• TASK TO COMPLETE: Return all of the data exactly, with nothing left out but the pictures.

* start *

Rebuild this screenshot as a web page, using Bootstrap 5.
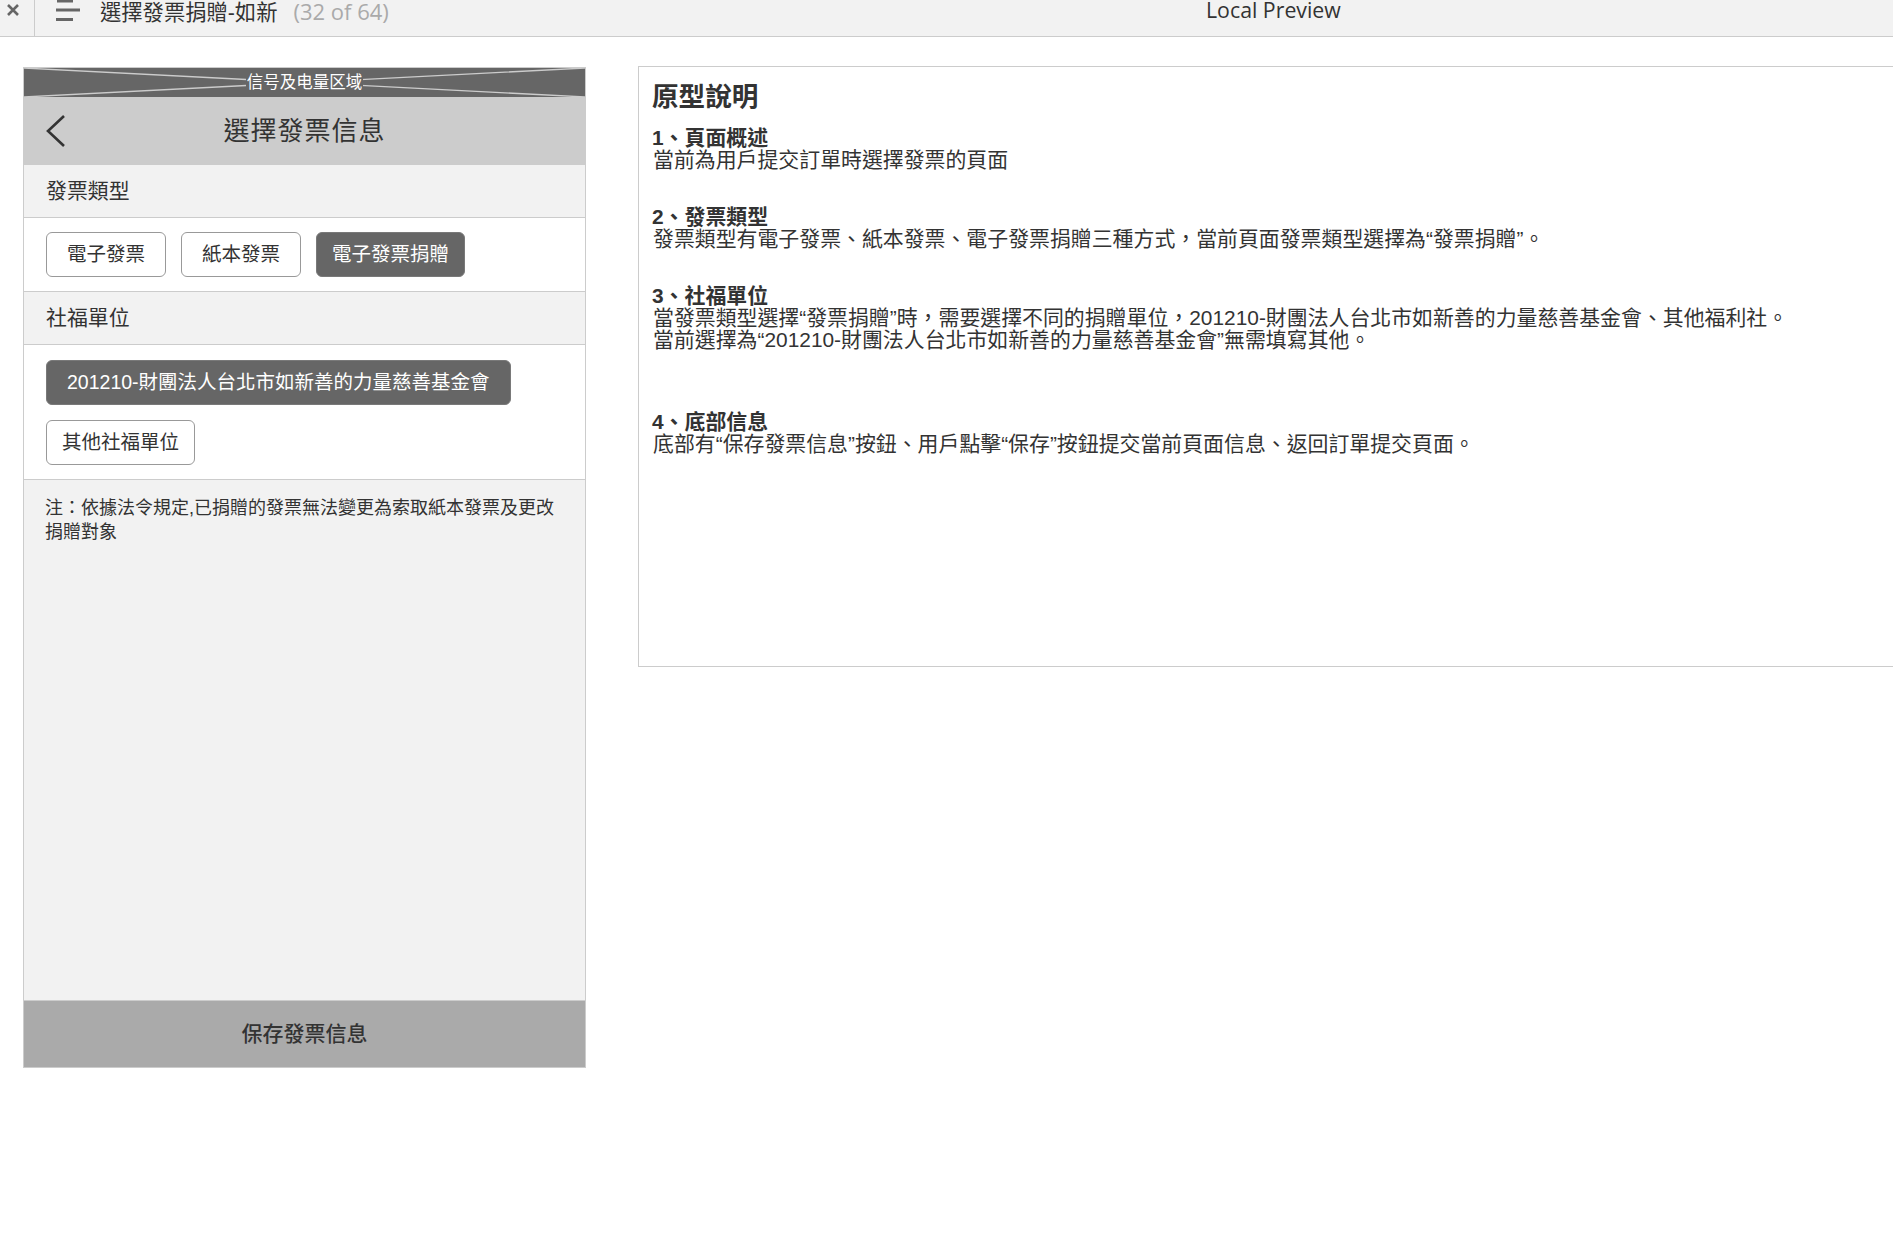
<!DOCTYPE html>
<html lang="zh-Hant">
<head>
    <meta charset="UTF-8">
    <meta name="viewport" content="width=device-width, initial-scale=1.0">
    <title>選擇發票捐贈-如新</title>
    <link href="https://cdn.jsdelivr.net/npm/bootstrap@5.3.0/dist/css/bootstrap.min.css" rel="stylesheet">
    <style>
        body {
            font-family: "Liberation Sans", "Noto Sans CJK SC", sans-serif;
            color: #333;
            overflow: hidden;
        }
        /* top bar */
        .topbar { height: 37px; background: #f2f2f2; border-bottom: 1px solid #ccc; overflow: hidden; }
        .close-cell { width: 35px; height: 36px; border-right: 1px solid #ccc; padding: 4px 0 0 7px; }
        .close-cell svg, .menu-cell svg { display: block; }
        .menu-cell { padding: 0 0 0 20px; width: 65px; }
        .page-name { font-size: 21.3px; line-height: 22px; color: #333; white-space: nowrap; width: 1106px; }
        .page-count { color: #aaa; margin-left: 16px; font-family: "Open Sans", sans-serif; font-size: 22px; }
        .preview-name { font-family: "Open Sans", sans-serif; font-size: 21.3px; line-height: 20px; color: #333; white-space: nowrap; }

        /* phone */
        .content-area { padding: 29px 0 0 23px; gap: 52px; }
        .phone { width: 563px; height: 1001px; margin-top: 1px; border: 1px solid #ccc; flex: none; background: #f2f2f2; }
        .status-strip { position: relative; height: 29px; background: #666; color: #fff; font-size: 16.5px; line-height: 29px; text-align: center; }
        .status-strip svg { position: absolute; inset: 0; width: 100%; height: 100%; }
        .status-strip span { position: relative; background: #666; padding: 0 1px; }
        .nav-strip { height: 68px; background: #ccc; padding-left: 22px; }
        .nav-title { font-size: 26px; letter-spacing: 1px; margin-right: 42px; }
        .sect-head { height: 53px; padding-left: 22px; font-size: 20.9px; line-height: 52px; border-bottom: 1px solid #ccc; }
        .sect-body { background: #fff; padding: 14px 22px; border-bottom: 1px solid #ccc; gap: 15px; }
        .sect-body.stacked { padding-top: 15px; }
        .opt-btn { height: 45px; border: 1px solid #999; border-radius: 6px; background: #fff; color: #333; font-size: 19.5px; padding: 0 20px; line-height: 1; }
        .opt-btn.tight { padding: 0 15px; }
        .opt-btn.picked, .opt-btn.picked:hover { background: #666; color: #fff; border-color: #797979; }
        .note-text { padding: 16px 22px 0 21px; font-size: 18px; line-height: 24px; flex: 1; }
        .save-bar { height: 67px; background: #aaa; border-top: 1px solid #ccc; font-size: 21px; font-weight: 500; color: #333; }

        /* notes panel */
        .spec-panel { width: 1400px; height: 601px; border: 1px solid #ccc; flex: none; padding: 10px 13px; font-size: 20.9px; line-height: 22px; }
        .spec-title { font-size: 26.6px; font-weight: bold; line-height: 40px; margin: 0 0 10px; }
        .spec-block { margin: 0 0 35px 1px; }
        .spec-block.wide-gap { margin-bottom: 60px; }
        .spec-block b { display: block; margin-left: -1px; }
    </style>
</head>
<body>
    <div class="topbar d-flex">
        <div class="close-cell">
            <svg width="12" height="12" viewBox="0 0 12 12"><path d="M1 1L11 11M11 1L1 11" stroke="#666" stroke-width="2.6" fill="none"/></svg>
        </div>
        <div class="menu-cell">
            <svg width="25" height="22" viewBox="0 0 25 22"><path d="M2 1h16M1 10h24M1 19.5h17" stroke="#666" stroke-width="3" fill="none"/></svg>
        </div>
        <div class="page-name">選擇發票捐贈-如新<span class="page-count">(32 of 64)</span></div>
        <div class="preview-name">Local Preview</div>
    </div>

    <div class="content-area d-flex">
        <div class="phone d-flex flex-column">
            <div class="status-strip">
                <svg viewBox="0 0 560 29" preserveAspectRatio="none"><path d="M0 0L560 29M0 29L560 0" stroke="#ccc" stroke-width="1.3" fill="none"/></svg>
                <span>信号及电量区域</span>
            </div>
            <div class="nav-strip d-flex align-items-center">
                <svg width="20" height="32" viewBox="0 0 20 32"><path d="M18 1L2 16L18 31" stroke="#333" stroke-width="2.6" fill="none"/></svg>
                <div class="nav-title flex-grow-1 text-center">選擇發票信息</div>
            </div>
            <div class="sect-head">發票類型</div>
            <div class="sect-body d-flex">
                <button class="opt-btn">電子發票</button>
                <button class="opt-btn">紙本發票</button>
                <button class="opt-btn tight picked">電子發票捐贈</button>
            </div>
            <div class="sect-head">社福單位</div>
            <div class="sect-body stacked d-flex flex-column align-items-start">
                <button class="opt-btn picked">201210-財團法人台北市如新善的力量慈善基金會</button>
                <button class="opt-btn tight">其他社福單位</button>
            </div>
            <div class="note-text">注：依據法令規定,已捐贈的發票無法變更為索取紙本發票及更改捐贈對象</div>
            <div class="save-bar d-flex align-items-center justify-content-center">保存發票信息</div>
        </div>

        <div class="spec-panel">
            <h1 class="spec-title">原型說明</h1>
            <div class="spec-block"><b>1、頁面概述</b>當前為用戶提交訂單時選擇發票的頁面</div>
            <div class="spec-block"><b>2、發票類型</b>發票類型有電子發票、紙本發票、電子發票捐贈三種方式，當前頁面發票類型選擇為“發票捐贈”。</div>
            <div class="spec-block wide-gap"><b>3、社福單位</b>當發票類型選擇“發票捐贈”時，需要選擇不同的捐贈單位，201210-財團法人台北市如新善的力量慈善基金會、其他福利社。<br>當前選擇為“201210-財團法人台北市如新善的力量慈善基金會”無需填寫其他。</div>
            <div class="spec-block"><b>4、底部信息</b>底部有“保存發票信息”按鈕、用戶點擊“保存”按鈕提交當前頁面信息、返回訂單提交頁面。</div>
        </div>
    </div>
    <script src="https://cdn.jsdelivr.net/npm/bootstrap@5.3.0/dist/js/bootstrap.bundle.min.js"></script>
</body>
</html>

* end *

• TASK RESPONSE:
Rebuild this screenshot as a web page, using Bootstrap 5.
<!DOCTYPE html>
<html lang="zh-Hant">
<head>
    <meta charset="UTF-8">
    <meta name="viewport" content="width=device-width, initial-scale=1.0">
    <title>選擇發票捐贈-如新</title>
    <link href="https://cdn.jsdelivr.net/npm/bootstrap@5.3.0/dist/css/bootstrap.min.css" rel="stylesheet">
    <style>
        body {
            font-family: "Liberation Sans", "Noto Sans CJK SC", sans-serif;
            color: #333;
            overflow: hidden;
        }
        /* top bar */
        .topbar { height: 37px; background: #f2f2f2; border-bottom: 1px solid #ccc; overflow: hidden; }
        .close-cell { width: 35px; height: 36px; border-right: 1px solid #ccc; padding: 4px 0 0 7px; }
        .close-cell svg, .menu-cell svg { display: block; }
        .menu-cell { padding: 0 0 0 20px; width: 65px; }
        .page-name { font-size: 21.3px; line-height: 22px; color: #333; white-space: nowrap; width: 1106px; }
        .page-count { color: #aaa; margin-left: 16px; font-family: "Open Sans", sans-serif; font-size: 22px; }
        .preview-name { font-family: "Open Sans", sans-serif; font-size: 21.3px; line-height: 20px; color: #333; white-space: nowrap; }

        /* phone */
        .content-area { padding: 29px 0 0 23px; gap: 52px; }
        .phone { width: 563px; height: 1001px; margin-top: 1px; border: 1px solid #ccc; flex: none; background: #f2f2f2; }
        .status-strip { position: relative; height: 29px; background: #666; color: #fff; font-size: 16.5px; line-height: 29px; text-align: center; }
        .status-strip svg { position: absolute; inset: 0; width: 100%; height: 100%; }
        .status-strip span { position: relative; background: #666; padding: 0 1px; }
        .nav-strip { height: 68px; background: #ccc; padding-left: 22px; }
        .nav-title { font-size: 26px; letter-spacing: 1px; margin-right: 42px; }
        .sect-head { height: 53px; padding-left: 22px; font-size: 20.9px; line-height: 52px; border-bottom: 1px solid #ccc; }
        .sect-body { background: #fff; padding: 14px 22px; border-bottom: 1px solid #ccc; gap: 15px; }
        .sect-body.stacked { padding-top: 15px; }
        .opt-btn { height: 45px; border: 1px solid #999; border-radius: 6px; background: #fff; color: #333; font-size: 19.5px; padding: 0 20px; line-height: 1; }
        .opt-btn.tight { padding: 0 15px; }
        .opt-btn.picked, .opt-btn.picked:hover { background: #666; color: #fff; border-color: #797979; }
        .note-text { padding: 16px 22px 0 21px; font-size: 18px; line-height: 24px; flex: 1; }
        .save-bar { height: 67px; background: #aaa; border-top: 1px solid #ccc; font-size: 21px; font-weight: 500; color: #333; }

        /* notes panel */
        .spec-panel { width: 1400px; height: 601px; border: 1px solid #ccc; flex: none; padding: 10px 13px; font-size: 20.9px; line-height: 22px; }
        .spec-title { font-size: 26.6px; font-weight: bold; line-height: 40px; margin: 0 0 10px; }
        .spec-block { margin: 0 0 35px 1px; }
        .spec-block.wide-gap { margin-bottom: 60px; }
        .spec-block b { display: block; margin-left: -1px; }
    </style>
</head>
<body>
    <div class="topbar d-flex">
        <div class="close-cell">
            <svg width="12" height="12" viewBox="0 0 12 12"><path d="M1 1L11 11M11 1L1 11" stroke="#666" stroke-width="2.6" fill="none"/></svg>
        </div>
        <div class="menu-cell">
            <svg width="25" height="22" viewBox="0 0 25 22"><path d="M2 1h16M1 10h24M1 19.5h17" stroke="#666" stroke-width="3" fill="none"/></svg>
        </div>
        <div class="page-name">選擇發票捐贈-如新<span class="page-count">(32 of 64)</span></div>
        <div class="preview-name">Local Preview</div>
    </div>

    <div class="content-area d-flex">
        <div class="phone d-flex flex-column">
            <div class="status-strip">
                <svg viewBox="0 0 560 29" preserveAspectRatio="none"><path d="M0 0L560 29M0 29L560 0" stroke="#ccc" stroke-width="1.3" fill="none"/></svg>
                <span>信号及电量区域</span>
            </div>
            <div class="nav-strip d-flex align-items-center">
                <svg width="20" height="32" viewBox="0 0 20 32"><path d="M18 1L2 16L18 31" stroke="#333" stroke-width="2.6" fill="none"/></svg>
                <div class="nav-title flex-grow-1 text-center">選擇發票信息</div>
            </div>
            <div class="sect-head">發票類型</div>
            <div class="sect-body d-flex">
                <button class="opt-btn">電子發票</button>
                <button class="opt-btn">紙本發票</button>
                <button class="opt-btn tight picked">電子發票捐贈</button>
            </div>
            <div class="sect-head">社福單位</div>
            <div class="sect-body stacked d-flex flex-column align-items-start">
                <button class="opt-btn picked">201210-財團法人台北市如新善的力量慈善基金會</button>
                <button class="opt-btn tight">其他社福單位</button>
            </div>
            <div class="note-text">注：依據法令規定,已捐贈的發票無法變更為索取紙本發票及更改捐贈對象</div>
            <div class="save-bar d-flex align-items-center justify-content-center">保存發票信息</div>
        </div>

        <div class="spec-panel">
            <h1 class="spec-title">原型說明</h1>
            <div class="spec-block"><b>1、頁面概述</b>當前為用戶提交訂單時選擇發票的頁面</div>
            <div class="spec-block"><b>2、發票類型</b>發票類型有電子發票、紙本發票、電子發票捐贈三種方式，當前頁面發票類型選擇為“發票捐贈”。</div>
            <div class="spec-block wide-gap"><b>3、社福單位</b>當發票類型選擇“發票捐贈”時，需要選擇不同的捐贈單位，201210-財團法人台北市如新善的力量慈善基金會、其他福利社。<br>當前選擇為“201210-財團法人台北市如新善的力量慈善基金會”無需填寫其他。</div>
            <div class="spec-block"><b>4、底部信息</b>底部有“保存發票信息”按鈕、用戶點擊“保存”按鈕提交當前頁面信息、返回訂單提交頁面。</div>
        </div>
    </div>
    <script src="https://cdn.jsdelivr.net/npm/bootstrap@5.3.0/dist/js/bootstrap.bundle.min.js"></script>
</body>
</html>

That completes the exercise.